By Ian Ferguson
After more than a year of working to organize an adult literacy program for Blaine, volunteers are offering free, one-on-one tutoring services to adults who wish to improve their reading and writing.
Tutors in the Adult Literacy Program (ALP) are trained to teach basic reading and writing skills and GED test preparation. Another program, English Language Learner (ELL), offers tutoring for adults learning English reading, writing, listening and speaking skills as well as GED preparation.
Tutoring is customized and confidential. Learners meet with their volunteer tutor two times per week at a public location and at a time that fits the learner’s schedule. Anyone interested in becoming a learner can contact ALP coordinator Dan Ruiz at 360/752-8681.

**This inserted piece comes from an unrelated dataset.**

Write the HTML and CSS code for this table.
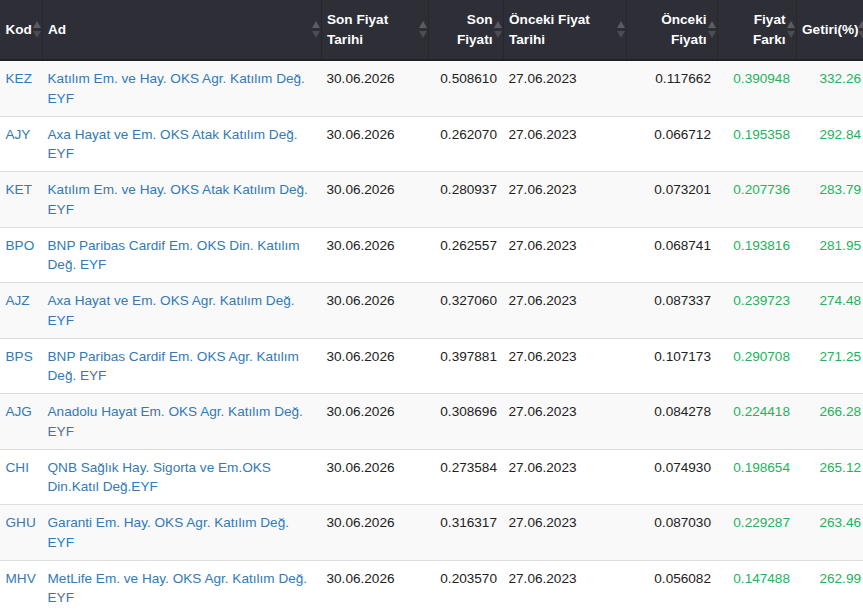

The push to bring an adult literacy program to Blaine was spearheaded by members of the Blaine United Church of Christ (UCC), who were inspired by a nationwide initiative from the UCC to encourage literacy as a justice issue. In 2014, local church members invited Katherine Freimund, executive director of the Whatcom Literacy Council (WLC), to speak to members of the congregation about the need for literacy tutors in the Blaine and Birch Bay community.
Most Whatcom County tutors are centered in Bellingham, and there is demand for tutors in the rest of the county. According to the WLC, one in six Whatcom County residents are functionally illiterate.

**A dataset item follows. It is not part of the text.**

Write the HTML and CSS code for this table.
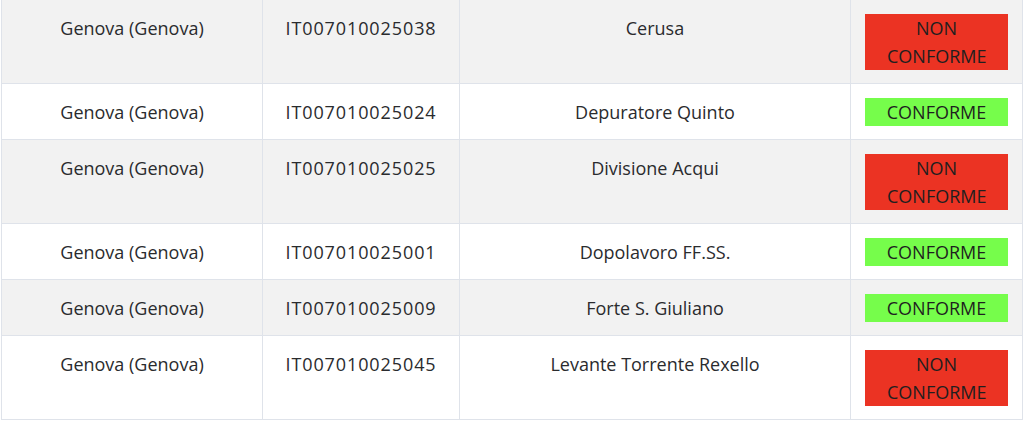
FILE: index.html
```html
<!DOCTYPE html>
<html lang="it">
<head>
<meta charset="utf-8">
<title>Acque di balneazione</title>
<link rel="stylesheet" href="styles.css">
</head>
<body>
<table class="grid">
  <colgroup>
    <col class="c-comune">
    <col class="c-codice">
    <col class="c-nome">
    <col class="c-stato">
  </colgroup>
  <tbody>
    <tr class="odd">
      <td>Genova (Genova)</td>
      <td class="code">IT007010025038</td>
      <td>Cerusa</td>
      <td class="stato"><span class="badge ko">NON CONFORME</span></td>
    </tr>
    <tr>
      <td>Genova (Genova)</td>
      <td class="code">IT007010025024</td>
      <td>Depuratore Quinto</td>
      <td class="stato"><span class="badge ok">CONFORME</span></td>
    </tr>
    <tr class="odd">
      <td>Genova (Genova)</td>
      <td class="code">IT007010025025</td>
      <td>Divisione Acqui</td>
      <td class="stato"><span class="badge ko">NON CONFORME</span></td>
    </tr>
    <tr>
      <td>Genova (Genova)</td>
      <td class="code">IT007010025001</td>
      <td>Dopolavoro FF.SS.</td>
      <td class="stato"><span class="badge ok">CONFORME</span></td>
    </tr>
    <tr class="odd">
      <td>Genova (Genova)</td>
      <td class="code">IT007010025009</td>
      <td>Forte S. Giuliano</td>
      <td class="stato"><span class="badge ok">CONFORME</span></td>
    </tr>
    <tr>
      <td>Genova (Genova)</td>
      <td class="code">IT007010025045</td>
      <td>Levante Torrente Rexello</td>
      <td class="stato"><span class="badge ko">NON CONFORME</span></td>
    </tr>
  </tbody>
</table>
</body>
</html>
```
FILE: styles.css
```css
html, body {
  margin: 0;
  padding: 0;
  background: #ffffff;
}

body {
  padding: 0 1px;
  font-family: "Open Sans", "Noto Sans", sans-serif;
  font-size: 18px;
  color: #2a2b2e;
}

.grid {
  width: 1022px;
  border-collapse: collapse;
  table-layout: fixed;
}

.c-comune { width: 261px; }
.c-codice { width: 197px; }
.c-nome { width: 391px; }
.c-stato { width: 172px; }

.grid td {
  border: 1px solid #dfe3ea;
  padding: 14px 14px 13px;
  text-align: center;
  vertical-align: top;
  line-height: 28px;
}

.grid td.code {
  letter-spacing: 0.9px;
}

.grid tr:first-child td {
  border-top: 0;
}

.grid tr.odd td {
  background: #f2f2f2;
}

.badge {
  display: block;
  text-align: center;
  color: #1f1f1f;
  line-height: 28px;
}

.badge.ko {
  background: #eb3323;
  padding: 0 22px;
}

.badge.ok {
  background: #76fd4b;
}
```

“We are trying to reach out to the functionally illiterate as well as people who didn’t learn English as their first language,” said Carol Choulochas, a tutor and volunteer who helped organize the program. “For non-English speakers, tutoring can help them become more involved in the local community.”

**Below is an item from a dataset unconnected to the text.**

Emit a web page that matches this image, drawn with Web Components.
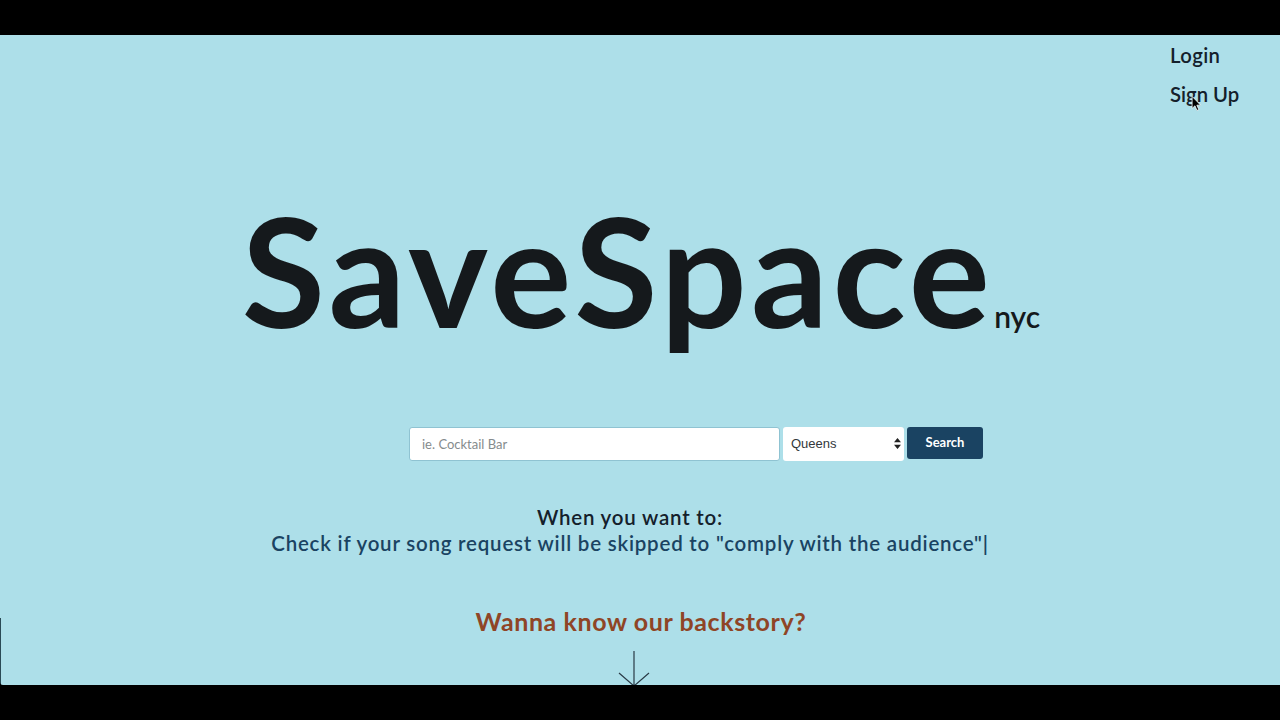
<!DOCTYPE html>
<html>
<head>
<meta charset="utf-8">
<title>SaveSpace nyc</title>
<style>
html, body { margin: 0; height: 100%; background: #000; overflow: hidden; }
body { display: flex; flex-direction: column; padding: 35px 0; box-sizing: border-box; }
</style>
</head>
<body>
<save-page></save-page>
<script>
class AuthNav extends HTMLElement {
	constructor() {
		super();
		this.root = this.attachShadow({ mode: 'open' });
		this.root.innerHTML = `
            <style>
                :host {
                    display: flex;
                    flex-direction: column;
                    align-items: flex-start;
                    gap: 14px;
                    padding: 8px 40px 0 0;
                    align-self: flex-end;
                    width: 70px;
                    height: 112px;
                    font: 600 20.3px/25px Lato, sans-serif;
                    color: #14202b;
                }
                a { color: inherit; text-decoration: none; white-space: nowrap; }
                .login { letter-spacing: .4px; }
                .wrap { position: relative; }
                svg { position: absolute; left: 21px; top: 13px; }
            </style>
            <a class="login" href="#">Login</a>
            <div class="wrap">
                <a href="#">Sign Up</a>
                <svg width="11" height="17" viewBox="0 0 10 15"><path d="M1 1v11l2.6-2.4 1.8 4.2 1.7-.8-1.8-4h3.4z" fill="#000" stroke="#fff" stroke-width=".7"/></svg>
            </div>
        `;
	}
}

class BrandLogo extends HTMLElement {
	constructor() {
		super();
		this.root = this.attachShadow({ mode: 'open' });
		this.root.innerHTML = `
            <style>
                :host {
                    display: flex;
                    justify-content: center;
                    align-items: baseline;
                    box-sizing: border-box;
                    height: 272px;
                    padding: 24px 0 0 2px;
                    color: #15191c;
                    font-family: Lato, sans-serif;
                    font-weight: 700;
                }
                .name { font-size: 152px; line-height: 180px; letter-spacing: 4.3px; }
                .city { font-size: 30px; font-weight: 600; }
            </style>
            <span class="name">SaveSpace</span><span class="city">nyc</span>
        `;
	}
}

class SearchBar extends HTMLElement {
	constructor() {
		super();
		this.root = this.attachShadow({ mode: 'open' });
		this.root.innerHTML = `
            <style>
                :host {
                    display: flex;
                    justify-content: center;
                    gap: 3px;
                    height: 34px;
                    padding-left: 112px;
                }
                input, .select, button { box-sizing: border-box; border-radius: 3px; }
                input {
                    width: 371px;
                    height: 34px;
                    border: 1px solid #8fc3d2;
                    padding: 0 12px;
                    font: 13px Lato, sans-serif;
                    background: #fff;
                    outline: none;
                }
                input::placeholder { color: #858b8d; opacity: 1; }
                .select {
                    width: 121px;
                    height: 34px;
                    background: #fff;
                    display: flex;
                    align-items: center;
                    justify-content: space-between;
                    padding: 0 3px 1px 8px;
                    font: 13px "Liberation Sans", sans-serif;
                    color: #33383b;
                }
                .select svg { margin-right: 0; }
                button {
                    width: 76px;
                    height: 32px;
                    border: 0;
                    background: #1a4362;
                    color: #fff;
                    font: 700 13px Lato, sans-serif;
                    padding: 0 0 3px;
                }
            </style>
            <input placeholder="ie. Cocktail Bar">
            <div class="select">
                <span>Queens</span>
                <svg width="7" height="11" viewBox="0 0 7 11"><path d="M3.5 0 7 4.3H0zM3.5 11 0 6.7h7z" fill="#222"/></svg>
            </div>
            <button>Search</button>
        `;
	}
}

class TypedLine extends HTMLElement {
	constructor() {
		super();
		this.root = this.attachShadow({ mode: 'open' });
		this.root.innerHTML = `
            <style>
                :host {
                    display: block;
                    margin-top: 43px;
                    text-align: center;
                    font: 600 20.5px/26px Lato, sans-serif;
                    letter-spacing: .78px;
                    padding-right: 20px;
                }
                .lead { color: #14202b; }
                .typed { color: #1a4362; }
            </style>
            <div class="lead"><slot name="lead"></slot></div>
            <div class="typed"><slot name="typed"></slot></div>
        `;
	}
}

class BackstoryLink extends HTMLElement {
	constructor() {
		super();
		this.root = this.attachShadow({ mode: 'open' });
		this.root.innerHTML = `
            <style>
                :host {
                    display: flex;
                    flex-direction: column;
                    align-items: center;
                    margin-top: 49px;
                    flex: 1;
                    overflow: hidden;
                    color: #8f4526;
                    font: 700 25px/32px Lato, sans-serif;
                    letter-spacing: .6px;
                }
                .label { padding-left: 2px; }
                svg { display: block; margin: 14px 13px 0 0; flex: none; }
            </style>
            <div class="label"><slot></slot></div>
            <svg width="32" height="50" viewBox="0 0 32 50" fill="none" stroke="#2a3b47" stroke-width="1.2">
                <path d="M16 0V35M1 22 16 35 31 22"/>
            </svg>
        `;
	}
}

class SavePage extends HTMLElement {
	constructor() {
		super();
		this.root = this.attachShadow({ mode: 'open' });
		this.root.innerHTML = `
            <style>
                :host {
                    display: flex;
                    flex-direction: column;
                    height: 650px;
                    background: linear-gradient(#2a4a55, #2a4a55) 0 583px / 1px 67px no-repeat, #addfe9;
                    border-bottom-left-radius: 3px;
                    overflow: hidden;
                }
            </style>
            <auth-nav></auth-nav>
            <brand-logo></brand-logo>
            <search-bar></search-bar>
            <typed-line>
                <span slot="lead">When you want to:</span>
                <span slot="typed">Check if your song request will be skipped to "comply with the audience"|</span>
            </typed-line>
            <backstory-link>Wanna know our backstory?</backstory-link>
        `;
	}
}

customElements.define('auth-nav', AuthNav);
customElements.define('brand-logo', BrandLogo);
customElements.define('search-bar', SearchBar);
customElements.define('typed-line', TypedLine);
customElements.define('backstory-link', BackstoryLink);
customElements.define('save-page', SavePage);
</script>
</body>
</html>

Choulochas, representing Blaine UCC, worked with Summer Ostlund, ELL coordinator at the Whatcom Literacy Council and Debby Farmer, manager of the Blaine branch of Whatcom County Library System, to arrange a training session for tutors at the Blaine library. Choulochas recruited participants from the church and Farmer reached out to the community at large by placing a notice in The Northern Light. Ten local people attended the training session in August to become volunteer literacy tutors.
Choulochas said the tutors are excited and ready to begin teaching, and are looking for learners in the local community.
“It’s an important issue on so many levels,” Choulochas said. “People who learn to read have a better chance of living a productive life. It can make it possible to find a job or get a better job. For older people, reading and writing can enrich your life and allow you to get by more easily.”
According to the U.S. Department of Labor, those who earn a high school diploma or GED earn an average of $10,000 more per year than those who don’t.